Morgan O'Driscoll Irish & International Art Auction 30th April 2018 at 6pm

58 John Shinnors (b. ) sT. John’s nighT, CArrAroe, inishMor signed lower right and titled on reverse oil on canvas on panel 108 x 143cm (42.52 x 56.30in) Provenance: Private Collection €15,000-20,000 (£13,043-17,391) Limerick artist John Shinnors is justly celebrated for his inventive pictorial puzzles based on the most ordinary subject matter: mackerel laid out in the fishmongers counter, washing flapping on the clothes-line, Fresian cattle in a field, scarecrows, badgers, Loop Head lighthouse. Many of his chosen motifs share a monochrome, black-and-white palette. He prefers that colour, when he uses it, makes a point. It certainly does so in St. John’s Night, Carraroe, Inishmor, which richly displays his expertise with shades of black and white and volcanic bursts of colour, and another trademark quality: an air of mystery and magic.
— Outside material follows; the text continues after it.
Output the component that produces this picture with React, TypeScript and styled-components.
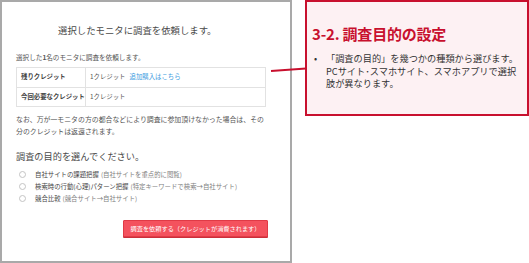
import React from "react";
import styled, { createGlobalStyle } from "styled-components";

const Global = createGlobalStyle`
  html, body {
    margin: 0;
    padding: 0;
    background: #ffffff;
  }
  body {
    font-family: "Noto Sans CJK JP", "Noto Sans", sans-serif;
    color: #555;
  }
`;

const Stage = styled.div`
  position: relative;
  display: flex;
  align-items: flex-start;
  width: 529px;
  height: 263px;
  overflow: hidden;
`;

const Shot = styled.div`
  box-sizing: border-box;
  width: 292px;
  height: 263px;
  border: 2px solid #a9a9a9;
  padding: 22px 0 0 14px;
  display: flex;
  flex-direction: column;
`;

const Title = styled.h1`
  margin: 0 0 16px 42px;
  font-size: 9.4px;
  line-height: 12px;
  font-weight: 400;
  color: #4a4a4a;
`;

const Lead = styled.p`
  margin: 0 0 5px;
  font-size: 6.6px;
  line-height: 10px;
  color: #555;
  b {
    font-weight: 700;
  }
`;

const Table = styled.table`
  width: 250px;
  border-collapse: collapse;
  font-size: 6.4px;
  color: #555;
  td {
    border: 1px solid #e2e2e2;
    height: 18.5px;
    padding: 0 0 0 4px;
    line-height: 10px;
  }
  td:first-child {
    width: 64px;
    font-weight: 700;
    color: #444;
  }
`;

const Link = styled.span`
  color: #3a9be0;
  margin-left: 4px;
`;

const Note = styled.p`
  margin: 6px 0 0;
  width: 252px;
  font-size: 6.9px;
  line-height: 12px;
  color: #555;
`;

const SubTitle = styled.h2`
  margin: 12px 0 5px;
  font-size: 9.2px;
  line-height: 14px;
  font-weight: 400;
  color: #4a4a4a;
`;

const Options = styled.ul`
  list-style: none;
  margin: 0;
  padding: 0;
`;

const Option = styled.li`
  display: flex;
  align-items: center;
  height: 12px;
  font-size: 6.4px;
  color: #444;
`;

const Radio = styled.span`
  box-sizing: border-box;
  width: 7px;
  height: 7px;
  border: 1px solid #c4c4c4;
  border-radius: 50%;
  margin: 0 9px 0 3px;
`;

const Aside = styled.span`
  color: #808080;
  margin-left: 2px;
`;

const Button = styled.button`
  align-self: flex-start;
  margin: 16px 0 0 107px;
  box-sizing: border-box;
  width: 145px;
  height: 17px;
  padding: 0;
  border: 1px solid #e03a46;
  border-radius: 1px;
  background: #f4525e;
  color: #ffffff;
  font-family: "Noto Sans CJK JP", sans-serif;
  font-size: 6.2px;
  line-height: 15px;
  text-align: center;
  box-shadow: 0 1px 0 #c9303b;
`;

const Callout = styled.div`
  box-sizing: border-box;
  width: 224px;
  height: 116px;
  margin-left: 13px;
  border: 2px solid #c8102e;
  background: #fdf1f3;
  padding: 23px 4px 0 5px;
`;

const CalloutTitle = styled.h3`
  margin: 0 0 9px;
  font-size: 15px;
  line-height: 18px;
  font-weight: 700;
  color: #c8102e;
  letter-spacing: -0.2px;
`;

const Bullets = styled.ul`
  margin: 0;
  padding: 0;
  list-style: none;
`;

const Bullet = styled.li`
  display: flex;
  font-size: 9.2px;
  line-height: 12.5px;
  color: #333;
  white-space: nowrap;
  &::before {
    content: "•";
    width: 14px;
    flex: none;
    padding-left: 2px;
    box-sizing: border-box;
  }
`;

const Connector = styled.svg`
  position: absolute;
  left: 0;
  top: 0;
  pointer-events: none;
`;

export default function App() {
  return (
    <Stage>
      <Global />
      <Shot>
        <Title>選択したモニタに調査を依頼します。</Title>
        <Lead>
          選択した<b>1</b>名のモニタに調査を依頼します。
        </Lead>
        <Table>
          <tbody>
            <tr>
              <td>残りクレジット</td>
              <td>
                1クレジット<Link>追加購入はこちら</Link>
              </td>
            </tr>
            <tr>
              <td>今回必要なクレジット</td>
              <td>1クレジット</td>
            </tr>
          </tbody>
        </Table>
        <Note>
          なお、万が一モニタの方の都合などにより調査に参加頂けなかった場合は、その分のクレジットは返還されます。
        </Note>
        <SubTitle>調査の目的を選んでください。</SubTitle>
        <Options>
          <Option>
            <Radio />
            自社サイトの課題把握<Aside>(自社サイトを重点的に閲覧)</Aside>
          </Option>
          <Option>
            <Radio />
            検索時の行動(心理)パターン把握<Aside>(特定キーワードで検索→自社サイト)</Aside>
          </Option>
          <Option>
            <Radio />
            競合比較<Aside>(競合サイト→自社サイト)</Aside>
          </Option>
        </Options>
        <Button>調査を依頼する（クレジットが消費されます）</Button>
      </Shot>
      <Callout>
        <CalloutTitle>3-2. 調査目的の設定</CalloutTitle>
        <Bullets>
          <Bullet>
            <span>
              「調査の目的」を幾つかの種類から選びます。
              <br />
              PCサイト･スマホサイト、スマホアプリで選択
              <br />
              肢が異なります。
            </span>
          </Bullet>
        </Bullets>
      </Callout>
      <Connector width="529" height="263">
        <line x1="271" y1="71" x2="306" y2="68.5" stroke="#c8102e" strokeWidth="2" />
      </Connector>
    </Stage>
  );
}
St John’s Eve, usually coincident with the Summer Solstice, is traditionally celebrated by communal bonfires, beacons in the night. Here, John Shinnors counterpoints the intense glow of the flames with a stark, elemental terrain, the bonfire in Carraroe with the forbidding sea-bound fortress of Inish Mór nearby. The dark shelf of the island’s formidable cliffs juts out into the Atlantic waters, phosphorescent in the half-light of midsummer darkness. Midsummer mirrors midwinter in a fine example of pictorial drama. Aidan Dunne, March 2018.